St Trinian's 2: The Legend of Fritton's Gold
Review by Rob Carnevale
THERE’S a point in St Trinian’s 2 where pantomime villain David Tennant raises his eyes to the air in disgust and bemoans “this is interminable”! Audiences may be inclined to agree.
Oliver Parker and Barnaby Thompson’s sequel, dubbed The Legend of Fritton’s Gold, is a crass and often pretty half-hearted follow-up that marks another lowpoint in British comedy.
Its tone is woefully uneven, its performances pantomime-esque and scattershot at best and its plotting and screenplay overloaded with cheesy pop culture references and barely pronounced English (from certain key characters).
The story picks up a year on from the original as the girls go hunting for missing gold after discovering that headmistress Fritton (once again played in drag by Rupert Everett) is related to a famous pirate.

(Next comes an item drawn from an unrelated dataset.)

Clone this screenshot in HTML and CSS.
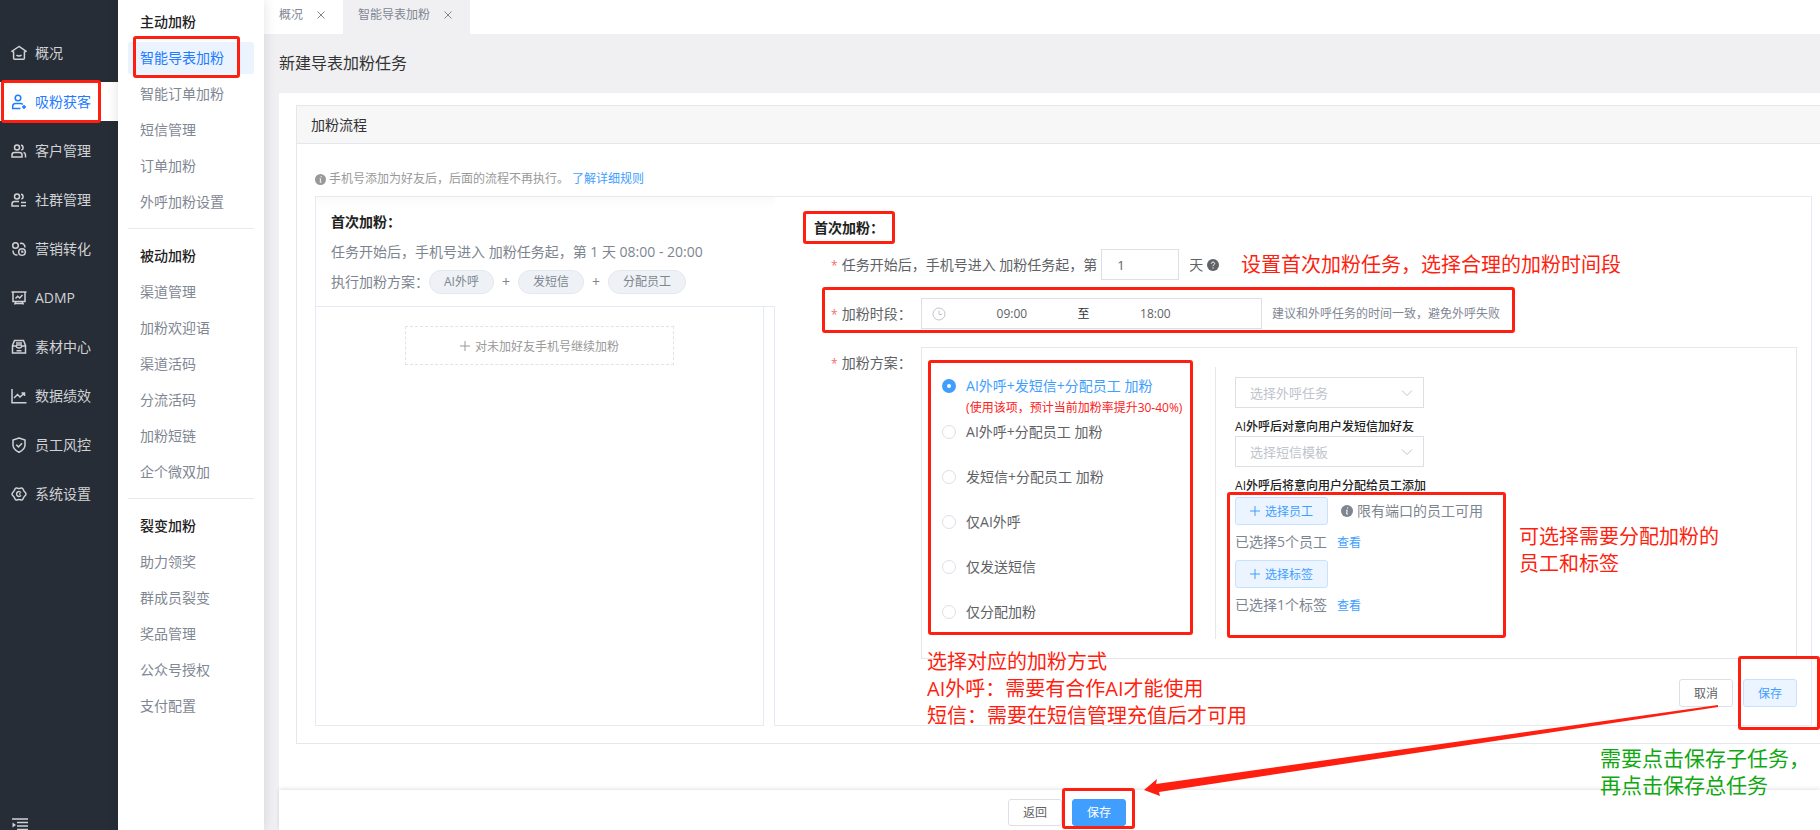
FILE: index.html
```
<!DOCTYPE html>
<html lang="zh-CN">
<head>
  <meta charset="UTF-8" />
  <meta name="viewport" content="width=device-width, initial-scale=1.0"/>
  <title>新建导表加粉任务</title>
  <link rel="stylesheet" href="styles.css">
</head>
<body>

  <!-- 一级菜单 -->
  <nav class="sidebar">
    <a href="#">
      <svg class="icon" viewBox="0 0 16 16"><path d="M8 1.500 1 6.200l1.600.8v6.200a1 1 0 0 0 1 1h8.800a1 1 0 0 0 1-1V7l1.600-.8z"/><path d="M5.500 10c1.200 1.300 3.800 1.300 5 0"/></svg>
      概况
    </a>
    <a href="#" class="active">
      <svg class="icon" viewBox="0 0 16 16"><circle cx="7" cy="4" r="2.800"/><path d="M9.500 14.500H1.700v-2.200c0-1.600 1.200-2.800 2.800-2.800h5c1 0 1.800.4 2.300 1M13 11v4M11 13h4"/></svg>
      吸粉获客
      <span class="mark mark-nav"></span>
    </a>
    <a href="#">
      <svg class="icon" viewBox="0 0 16 16"><circle cx="6" cy="4.500" r="2.500"/><path d="M1 14v-2c0-1.400 1-2.400 2.400-2.400h5.200c1.400 0 2.400 1 2.400 2.400v2zM10 2.200c2.600.2 2.800 4.200.3 4.700M12.500 9.600c1.300.3 2 1.200 2 2.400v2.500"/></svg>
      客户管理
    </a>
    <a href="#">
      <svg class="icon" viewBox="0 0 16 16"><circle cx="6" cy="4.500" r="2.500"/><path d="M8 14H1v-2c0-1.400 1-2.400 2.400-2.400H8M10 2.200c2.600.2 2.800 4.200.3 4.700M10 10.500h5M10 13.700h5"/></svg>
      社群管理
    </a>
    <a href="#">
      <svg class="icon" viewBox="0 0 16 16"><circle cx="4.500" cy="4.500" r="2.800"/><circle cx="11" cy="11" r="3.300"/><path d="M9 2.500c3-.6 5 .8 5 4M2 9.500c0 3 1.500 4.700 4.500 4.500M11 9.500v1.500h1.500"/></svg>
      营销转化
    </a>
    <a href="#">
      <svg class="icon" viewBox="0 0 16 16"><path d="M.5 2h15M2 2v9.500h12V2M4.500 8.500l2.200-2.300 2 1.800L11.500 5M5 11.500 3.500 14.500M11 11.500l1.500 3M4 13.500h8"/></svg>
      ADMP
    </a>
    <a href="#">
      <svg class="icon" viewBox="0 0 16 16"><path d="M3.500 1.500h9l2 5v7.500h-13V6.500zM5 4h6M1.500 7h3.700c.4 2.600 5.200 2.600 5.600 0h3.700M5 6h6M5.500 11.700h5"/></svg>
      素材中心
    </a>
    <a href="#">
      <svg class="icon" viewBox="0 0 16 16"><path d="M1 1v13.800h14.500M3 10l3.500-3.500L9 9l4.500-4M10.500 5h3v3"/></svg>
      数据绩效
    </a>
    <a href="#">
      <svg class="icon" viewBox="0 0 16 16"><path d="M8 1l6 2v5c0 3.500-2.500 5.600-6 7.200C4.500 13.600 2 11.500 2 8V3zM5.200 7.700l2.300 2.200L11 6.300"/></svg>
      员工风控
    </a>
    <a href="#">
      <svg class="icon" viewBox="0 0 16 16"><path d="M4.800 2.200c1-.6 1.800.2 3.200.2s2.200-.8 3.200-.2 1 1.600 1.700 2.700S15 6.700 15 8s-1.400 2-2.100 3.100-.7 2.100-1.700 2.700-1.800-.2-3.200-.2-2.200.8-3.200.2-1-1.600-1.700-2.700S1 9.300 1 8s1.400-2 2.100-3.100.7-2.100 1.700-2.700z"/><path d="M10 6.700a2.400 2.400 0 1 0 0 2.600M8 8h1.500"/></svg>
      系统设置
    </a>
    <button class="collapse" aria-label="展开菜单">
      <svg class="icon" viewBox="0 0 16 16"><path d="M0 1h16M5 4.500h11M5 8h11M5 11.500h11M0 15h16"/><path class="solid" d="M.5 4.500 4 7 .5 9.500z"/></svg>
    </button>
  </nav>

  <!-- 二级菜单 -->
  <nav class="submenu">
    <div class="menu-group">
      <h3>主动加粉</h3>
      <a href="#" class="active">智能导表加粉<span class="mark mark-sub"></span></a>
      <a href="#">智能订单加粉</a>
      <a href="#">短信管理</a>
      <a href="#">订单加粉</a>
      <a href="#">外呼加粉设置</a>
    </div>
    <div class="menu-group">
      <h3>被动加粉</h3>
      <a href="#">渠道管理</a>
      <a href="#">加粉欢迎语</a>
      <a href="#">渠道活码</a>
      <a href="#">分流活码</a>
      <a href="#">加粉短链</a>
      <a href="#">企个微双加</a>
    </div>
    <div class="menu-group">
      <h3>裂变加粉</h3>
      <a href="#">助力领奖</a>
      <a href="#">群成员裂变</a>
      <a href="#">奖品管理</a>
      <a href="#">公众号授权</a>
      <a href="#">支付配置</a>
    </div>
  </nav>

  <main class="main">
    <div class="tabs">
      <div class="tab">概况
        <button class="tab-close" aria-label="关闭"><svg viewBox="0 0 8 8"><path d="M.5.5l7 7M7.500.5l-7 7"/></svg></button>
      </div>
      <div class="tab current">智能导表加粉
        <button class="tab-close" aria-label="关闭"><svg viewBox="0 0 8 8"><path d="M.5.5l7 7M7.500.5l-7 7"/></svg></button>
      </div>
    </div>

    <h1>新建导表加粉任务</h1>

    <div class="page">
      <section class="panel">
        <h2>加粉流程</h2>
        <div class="panel-body">
          <p class="tip">
            <svg class="dot" viewBox="0 0 12 12"><circle cx="6" cy="6" r="6"/><path d="M6.700 2.300v1.300M5 5.200h1.200L5.600 9H7"/></svg>
            手机号添加为好友后，后面的流程不再执行。
            <a href="#">了解详细规则</a>
          </p>

          <div class="flow">
            <!-- 左侧步骤 -->
            <div class="steps">
              <div class="step">
                <h4>首次加粉：</h4>
                <p>任务开始后，手机号进入 加粉任务起，第 1 天 08:00 - 20:00</p>
                <div class="plan">
                  <span>执行加粉方案：</span>
                  <span class="pill">AI外呼</span>
                  <span class="plus">+</span>
                  <span class="pill">发短信</span>
                  <span class="plus">+</span>
                  <span class="pill">分配员工</span>
                </div>
              </div>
              <button class="add-step">
                <svg class="add" viewBox="0 0 10 10"><path d="M5 0v10M0 5h10"/></svg>
                对未加好友手机号继续加粉
              </button>
            </div>

            <!-- 右侧表单 -->
            <form class="detail">
              <h4>首次加粉：<span class="mark mark-title"></span></h4>

              <div class="row">
                <label class="required" for="day">任务开始后，手机号进入 加粉任务起，第</label>
                <input class="day" type="text" id="day" value="1">
                <span class="unit">天
                  <svg class="dot" viewBox="0 0 12 12"><circle cx="6" cy="6" r="6"/><path d="M4.300 4.700c0-2.200 3.400-2.100 3.400-.1C7.700 5.800 6 5.700 6 7.200M6 8.300v1.300"/></svg>
                </span>
                <span class="note note-day">设置首次加粉任务，选择合理的加粉时间段</span>
              </div>

              <div class="row">
                <label class="required fixed" for="start">加粉时段：</label>
                <div class="time-range">
                  <svg class="clock" viewBox="0 0 14 14"><circle cx="7" cy="7" r="6"/><path d="M7 3.500V7.500h3"/></svg>
                  <input type="text" id="start" value="09:00">
                  <span>至</span>
                  <input type="text" id="end" value="18:00" aria-label="结束时间">
                </div>
                <span class="hint">建议和外呼任务的时间一致，避免外呼失败</span>
                <span class="mark mark-time"></span>
              </div>

              <div class="row">
                <span class="required fixed">加粉方案：</span>
                <div class="scheme">
                  <div class="options">
                    <label class="option"><input type="radio" name="scheme" checked>AI外呼+发短信+分配员工 加粉</label>
                    <p class="option-hint">(使用该项，预计当前加粉率提升30-40%)</p>
                    <label class="option"><input type="radio" name="scheme">AI外呼+分配员工 加粉</label>
                    <label class="option"><input type="radio" name="scheme">发短信+分配员工 加粉</label>
                    <label class="option"><input type="radio" name="scheme">仅AI外呼</label>
                    <label class="option"><input type="radio" name="scheme">仅发送短信</label>
                    <label class="option"><input type="radio" name="scheme">仅分配加粉</label>
                    <span class="mark mark-options"></span>
                    <p class="note note-options">选择对应的加粉方式<br>AI外呼：需要有合作AI才能使用<br>短信：需要在短信管理充值后才可用</p>
                  </div>

                  <div class="settings">
                    <div class="select">
                      <select aria-label="选择外呼任务"><option>选择外呼任务</option></select>
                      <svg viewBox="0 0 12 8"><path d="M1 1.500l5 5 5-5"/></svg>
                    </div>
                    <label class="caption" for="sms">AI外呼后对意向用户发短信加好友</label>
                    <div class="select">
                      <select id="sms"><option>选择短信模板</option></select>
                      <svg viewBox="0 0 12 8"><path d="M1 1.500l5 5 5-5"/></svg>
                    </div>
                    <p class="caption">AI外呼后将意向用户分配给员工添加</p>
                    <div class="assign">
                      <div class="pick">
                        <button type="button" class="btn light"><svg class="add" viewBox="0 0 10 10"><path d="M5 0v10M0 5h10"/></svg>选择员工</button>
                        <span class="pick-info">
                          <svg class="dot" viewBox="0 0 12 12"><circle cx="6" cy="6" r="6"/><path d="M6.700 2.300v1.300M5 5.200h1.200L5.600 9H7"/></svg>
                          限有端口的员工可用
                        </span>
                      </div>
                      <p class="picked">已选择5个员工<a href="#">查看</a></p>
                      <div class="pick">
                        <button type="button" class="btn light"><svg class="add" viewBox="0 0 10 10"><path d="M5 0v10M0 5h10"/></svg>选择标签</button>
                      </div>
                      <p class="picked">已选择1个标签<a href="#">查看</a></p>
                      <span class="mark mark-assign"></span>
                      <p class="note note-assign">可选择需要分配加粉的<br>员工和标签</p>
                    </div>
                  </div>
                </div>
              </div>

              <div class="actions">
                <button type="button" class="btn">取消</button>
                <button type="button" class="btn light">保存</button>
                <span class="mark mark-save"></span>
              </div>
            </form>
          </div>
        </div>
      </section>
    </div>

    <footer class="footer">
      <button class="btn">返回</button>
      <span class="save-all">
        <button class="btn primary">保存</button>
        <span class="mark mark-submit"></span>
        <svg class="arrow" viewBox="0 0 575 92"><path d="M0 85 13 74 12 79 574 0 574 2 15 87 16 91z"/></svg>
      </span>
      <p class="note note-save">需要点击保存子任务，<br>再点击保存总任务</p>
    </footer>
  </main>

</body>
</html>
```
FILE: styles.css
```
* {
  box-sizing: border-box;
}

body {
  margin: 0;
  height: 100vh;
  display: flex;
  overflow: hidden;
  font-family: "Open Sans", "Noto Sans CJK SC", sans-serif;
  font-size: 14px;
  line-height: 20px;
  color: #606266;
  background-color: #f0f0f2;
}

h1, h2, h3, h4, p {
  margin: 0;
}

a {
  color: #409eff;
  text-decoration: none;
}

button, input, select {
  font-family: inherit;
  font-size: 12px;
  color: inherit;
}

svg {
  flex: none;
  fill: none;
  stroke: currentColor;
}

/* 一级菜单 */
.sidebar {
  position: relative;
  flex: none;
  width: 118px;
  padding-top: 33px;
  background-color: #272d36;
}

.sidebar a {
  position: relative;
  display: flex;
  align-items: center;
  gap: 8px;
  height: 39px;
  margin-bottom: 10px;
  padding-left: 11px;
  color: #d0d2d5;
}

.sidebar a.active {
  background-color: #fff;
  color: #1f7cff;
}

.icon {
  width: 16px;
  height: 16px;
  stroke-width: 1.5;
}

.solid {
  fill: currentColor;
  stroke: none;
}

.collapse {
  position: absolute;
  left: 12px;
  bottom: -4px;
  padding: 0;
  border: 0;
  background: none;
  color: #d0d2d5;
  line-height: 0;
}

/* 二级菜单 */
.submenu {
  position: relative;
  z-index: 1;
  flex: none;
  width: 146px;
  padding: 6px 10px;
  background-color: #fff;
  box-shadow: 0 0 12px rgba(0, 0, 0, 0.12);
}

.menu-group {
  padding-bottom: 10px;
}

.menu-group + .menu-group {
  padding-top: 11px;
  border-top: 1px solid #e8eaee;
}

.menu-group h3 {
  padding-left: 12px;
  font-size: 14px;
  font-weight: 500;
  line-height: 32px;
  color: #222;
}

.menu-group a {
  position: relative;
  display: block;
  margin-top: 4px;
  padding-left: 12px;
  line-height: 32px;
  color: #7f8793;
}

.menu-group a.active {
  border-radius: 2px;
  background-color: #ebf3ff;
  color: #1f7cff;
}

/* 内容区 */
.main {
  flex: 1;
  min-width: 0;
  display: flex;
  flex-direction: column;
}

.tabs {
  flex: none;
  display: flex;
  height: 34px;
  background-color: #fff;
}

.tab {
  display: flex;
  align-items: center;
  gap: 14px;
  padding: 0 18px 4px 15px;
  font-size: 12px;
  color: #7f8793;
}

.tab.current {
  background-color: #f0f0f2;
}

.tab-close {
  padding: 0;
  border: 0;
  background: none;
  line-height: 0;
}

.tab-close svg {
  width: 8px;
  height: 8px;
}

.main h1 {
  padding-left: 15px;
  font-size: 16px;
  font-weight: 400;
  line-height: 59px;
  color: #333;
}

.page {
  flex: 1;
  min-height: 0;
  margin-left: 15px;
  padding: 12px 0 0 17px;
  background-color: #fff;
}

.panel {
  border: 1px solid #e4e7ee;
  border-right: 0;
}

.panel h2 {
  padding-left: 14px;
  border-bottom: 1px solid #e4e7ee;
  background-color: #f7f7f8;
  font-size: 14px;
  font-weight: 400;
  line-height: 37px;
  color: #333;
}

.panel-body {
  padding: 26px 8px 17px 18px;
}

.tip {
  display: flex;
  align-items: center;
  gap: 3px;
  margin-bottom: 8px;
  font-size: 12px;
  line-height: 18px;
  color: #999;
}

.dot {
  width: 11px;
  height: 11px;
  fill: currentColor;
  stroke: #fff;
}

.dot circle {
  stroke: none;
}

.dot path {
  fill: none;
}

.flow {
  display: flex;
  gap: 10px;
  border-top: 1px solid #e4ebf3;
}

.flow h4 {
  font-size: 14px;
  line-height: 20px;
  color: #222;
}

/* 左侧步骤 */
.steps {
  flex: none;
  width: 30%;
  border: 1px solid #e4ebf3;
  border-top: 0;
}

.step {
  position: relative;
  margin-right: -12px;
  padding: 15px 15px 12px;
  border-bottom: 1px solid #e4ebf3;
  background: linear-gradient(#fafafa, #fff 10px);
  color: #7d8590;
  white-space: nowrap;
}

.step p {
  margin: 10px 0 8px;
}

.plan {
  display: flex;
  align-items: center;
}

.pill {
  padding: 0 14px;
  border: 1px solid #e3e8ee;
  border-radius: 12px;
  background-color: #eef2f6;
  font-size: 12px;
  line-height: 22px;
}

.plus {
  width: 24px;
  text-align: center;
}

.add-step {
  display: flex;
  align-items: center;
  justify-content: center;
  gap: 5px;
  width: 60%;
  height: 39px;
  margin: 19px auto;
  border: 1px dashed #dfe3ea;
  background: none;
  color: #999;
}

.add {
  width: 10px;
  height: 10px;
}

/* 右侧表单 */
.detail {
  flex: 1;
  min-width: 0;
  padding: 21px 14px 18px 39px;
  border: 1px solid #e4ebf3;
  border-top: 0;
}

.detail h4 {
  position: relative;
  margin-bottom: 11px;
}

.row {
  position: relative;
  display: flex;
  margin-bottom: 18px;
  padding-left: 17px;
  line-height: 31px;
  white-space: nowrap;
}

.required {
  height: 31px;
}

.required::before {
  content: "*";
  margin-right: 4px;
  font-size: 12px;
  line-height: 12px;
  color: #f56c6c;
}

.fixed {
  flex: none;
  width: 90px;
}

.day {
  width: 78px;
  height: 31px;
  margin: 0 10px 0 4px;
  padding: 0 15px;
  border: 1px solid #dcdfe6;
  font-size: 13px;
}

.unit {
  display: flex;
  align-items: center;
  gap: 4px;
  height: 31px;
}

.unit .dot {
  width: 12px;
  height: 12px;
}

.time-range {
  display: flex;
  align-items: center;
  width: 341px;
  height: 31px;
  padding: 0 40px 0 10px;
  border: 1px solid #dcdfe6;
}

.time-range input {
  flex: 1;
  min-width: 0;
  padding: 0;
  border: 0;
  background: none;
  text-align: center;
}

.time-range span {
  font-size: 12px;
  color: #303133;
}

.clock {
  width: 14px;
  height: 14px;
  color: #c0c4cc;
}

.hint {
  height: 31px;
  margin-left: 10px;
  font-size: 12px;
  color: #7f8793;
}

.scheme {
  flex: 1;
  display: flex;
  padding: 19px 20px;
  border: 1px solid #e4e7ed;
  line-height: 20px;
}

.options {
  position: relative;
  width: 273px;
  padding: 9px 0 17px;
}

.option {
  display: flex;
  align-items: center;
  gap: 10px;
  margin-top: 25px;
}

.option:first-child {
  margin-top: 0;
}

.option:has(input:checked) {
  color: #409eff;
}

.option input {
  appearance: none;
  width: 14px;
  height: 14px;
  margin: 0;
  border: 1px solid #dcdfe6;
  border-radius: 50%;
  background-color: #fff;
}

.option input:checked {
  border: 5px solid #409eff;
}

.option-hint {
  margin-top: 2px;
  padding-left: 24px;
  font-size: 12px;
  color: #fe2020;
}

.option-hint + .option {
  margin-top: 4px;
}

.settings {
  flex: 1;
  padding: 10px 0 0 19px;
  border-left: 1px solid #e4e7ed;
}

.select {
  position: relative;
  width: 189px;
}

.select select {
  appearance: none;
  display: block;
  width: 100%;
  height: 31px;
  padding: 0 14px;
  border: 1px solid #dcdfe6;
  border-radius: 0;
  background-color: #fff;
  font-size: 13px;
  color: #c0c4cc;
}

.select svg {
  position: absolute;
  right: 11px;
  top: 12px;
  width: 12px;
  height: 8px;
  color: #c0c4cc;
}

.caption {
  display: block;
  margin-top: 10px;
  font-size: 12px;
  font-weight: 500;
  line-height: 18px;
  color: #222;
}

.assign {
  position: relative;
  margin-top: 2px;
}

.pick {
  display: flex;
  align-items: center;
  gap: 13px;
}

.pick-info {
  display: flex;
  align-items: center;
  gap: 4px;
  color: #7d8590;
}

.pick-info .dot {
  width: 12px;
  height: 12px;
}

.picked {
  line-height: 34px;
  color: #7d8590;
}

.picked a {
  margin-left: 10px;
  font-size: 12px;
}

.btn {
  display: flex;
  align-items: center;
  gap: 5px;
  height: 28px;
  padding: 0 14px;
  border: 1px solid #dcdfe6;
  border-radius: 3px;
  background-color: #fff;
}

.btn.light {
  border-color: #c6e2ff;
  background-color: #ecf5ff;
  color: #409eff;
}

.btn.primary {
  border-color: #409eff;
  background-color: #409eff;
  color: #fff;
}

.actions {
  position: relative;
  display: flex;
  justify-content: flex-end;
  gap: 10px;
  margin-top: 20px;
}

.footer {
  position: relative;
  flex: none;
  display: flex;
  align-items: center;
  justify-content: center;
  gap: 10px;
  height: 40px;
  margin-left: 15px;
  padding: 4px 0 0 35px;
  background-color: #fff;
  box-shadow: 0 -1px 4px rgba(0, 0, 0, 0.12);
}

.footer .btn {
  height: 27px;
}

.save-all {
  position: relative;
}

/* 操作说明标注 */
.mark {
  position: absolute;
  z-index: 2;
  border: 3px solid #fe1f10;
  border-radius: 3px;
  pointer-events: none;
}

.mark-nav {
  inset: -2px 17px -2px 1px;
}

.mark-sub {
  inset: -6px 14px -4px 5px;
}

.mark-title {
  left: -11px;
  top: -7px;
  width: 92px;
  height: 33px;
}

.mark-time {
  left: 8px;
  top: -11px;
  width: 693px;
  height: 46px;
}

.mark-options {
  inset: -7px 22px 4px -14px;
}

.mark-assign {
  left: -8px;
  top: -5px;
  width: 279px;
  height: 146px;
}

.mark-save {
  right: -23px;
  top: -23px;
  width: 82px;
  height: 74px;
}

.mark-submit {
  inset: -11px -9px -3px -10px;
}

.note {
  position: absolute;
  z-index: 2;
  font-size: 20px;
  line-height: 27px;
  color: #fe1f10;
  white-space: nowrap;
}

.note-day {
  left: 427px;
  top: 2px;
}

.note-options {
  left: -15px;
  top: 281px;
}

.note-assign {
  left: 284px;
  top: 26px;
}

.note-save {
  right: 10px;
  bottom: 31px;
  font-size: 21px;
  color: #10a810;
}

.arrow {
  position: absolute;
  left: 72px;
  bottom: 29px;
  width: 575px;
  height: 92px;
  fill: #fe1f10;
  stroke: none;
  pointer-events: none;
}
```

Attempting to ensure that they don’t succeed is Tennant’s billionaire misogynist, who has his own reasons for ensuring that the secrets behind the treasure never get out.
Clocking in at an hour and three quarters, St Trinian’s 2 feels like a very long and unnecessary ride that’s muddled, cliched and derivative.
Girls are defined by the shortness of their skirts or the confidence of their posturing, while some top British stars (including Tennant, Toby Jones and Colin Firth) mercilessly send up their own images to emerge as bumbling stiff upper lipped old school Brits.
The uneven tone of the comedy, meanwhile, is best exemplified by an extended sight gag involving The Exorcist, which ought to fly way over the heads of its pre-teen target audience.
The most depressing aspect of this whole wretched endeavour, however, is the notion that any of these girls could be deemed role models.
St Trinian’s 2 is a dispiriting and tedious experience that I wish I could expel from my memory.